Contrarian: Correlation Is Not Causation
The popular narrative emerging from this event is that Bitcoin is “not a safe haven” because it sold off on a military risk. This is a misunderstanding of market microstrucure. Bitcoin’s safe-haven properties are measured on timescales of weeks and months, not minutes. In the short term, it behaves like a risk-on asset because it is traded by the same leveraged actors.
What the event actually revealed is the systemic risk of concentrated liquidity. The $100K level had become a “gamma wall” — a price region where large option positions and leveraged longs cluster. When that wall is tested, the resulting volatility is a function of leverage, not geopolitics.
During my 2020 DeFi liquidity modeling, I observed the same phenomenon in YFI pools: a single whale withdrawal could trigger cascading liquidations in unrelated protocols. The market had built a house of cards. Here, the house stood because the geopolitical shock was quickly de-escalated. Next time, it may not.
Takeaway: Signal for the Week Ahead
The liquidation event has reset the leverage landscape. The open interest in Bitcoin futures dropped 8% — a healthy purge. But the funding rate remains slightly negative, suggesting cautious sentiment.

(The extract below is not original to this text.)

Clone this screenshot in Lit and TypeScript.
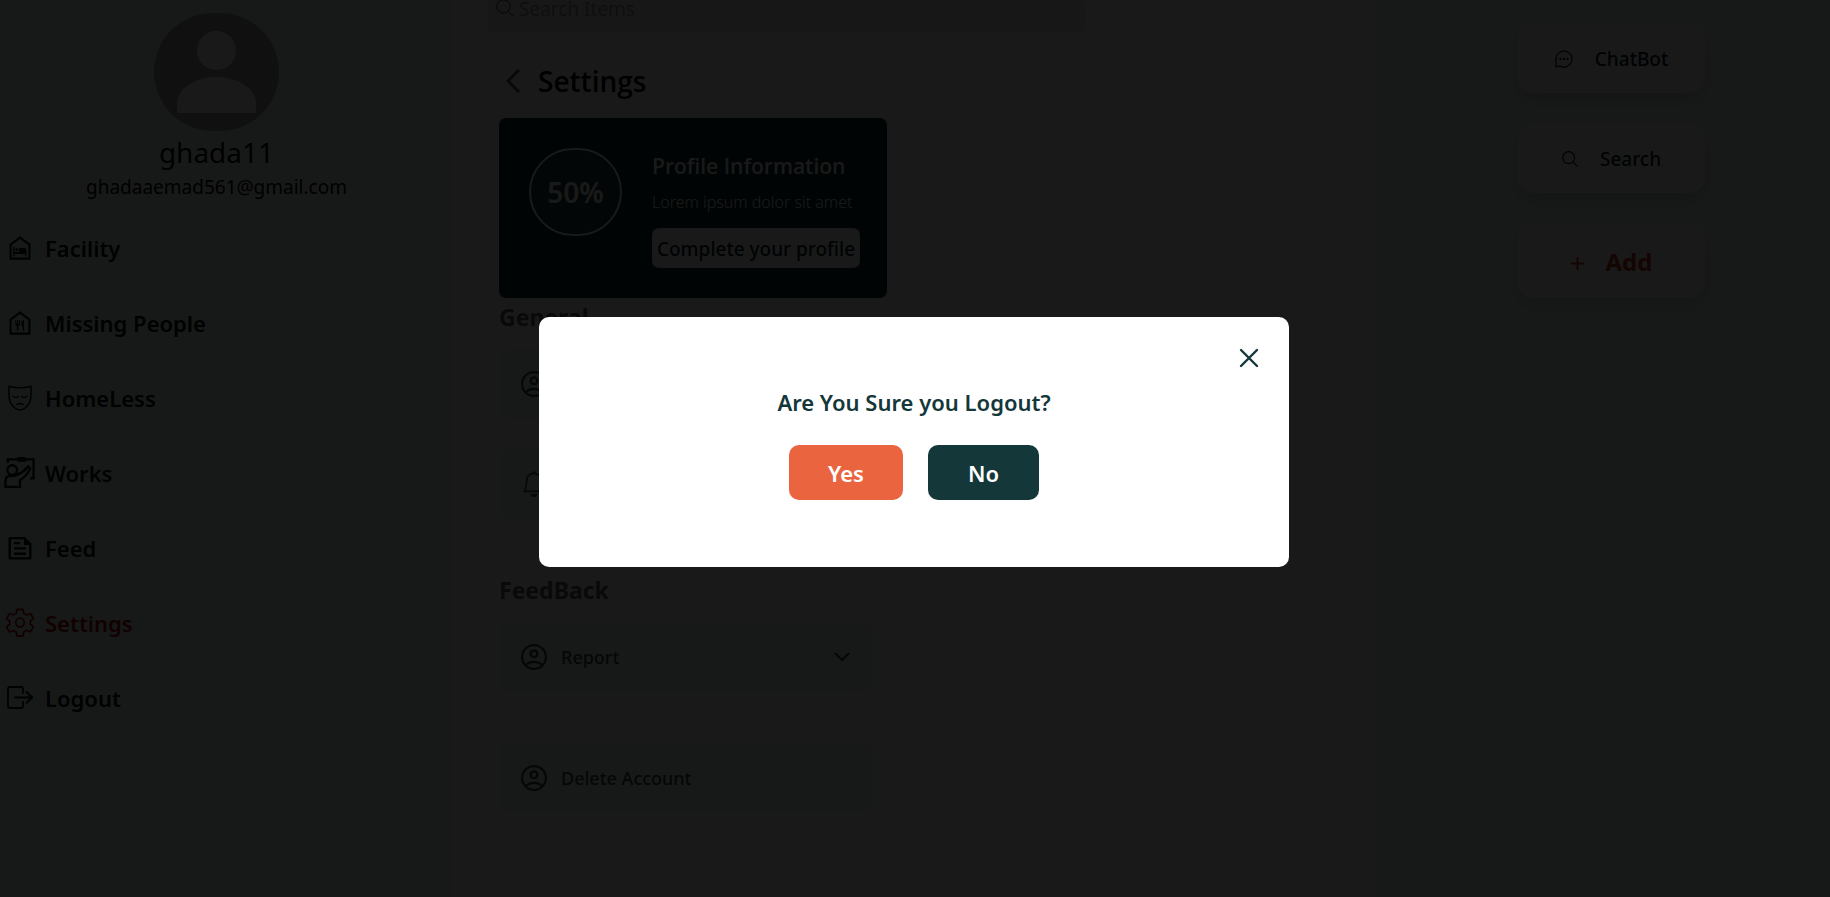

Over the next seven days, I will be watching two metrics:
- Stablecoin reserves on exchanges: If they rise, it indicates buyers are preparing to deploy capital at lower prices. If they fall, it means exit liquidity is drying up.
- BTC exchange netflow: Sustained inflows above 5,000 BTC per day would signal distribution by long-term holders, a bearish signal.
The market absorbed a $120 million shock in hours. That is a sign of maturity. But maturity does not eliminate fragility. It only hides it until the next trigger.

Liquidity wasn’t the victim; it was the executioner. The structure revealed what speculation obscured.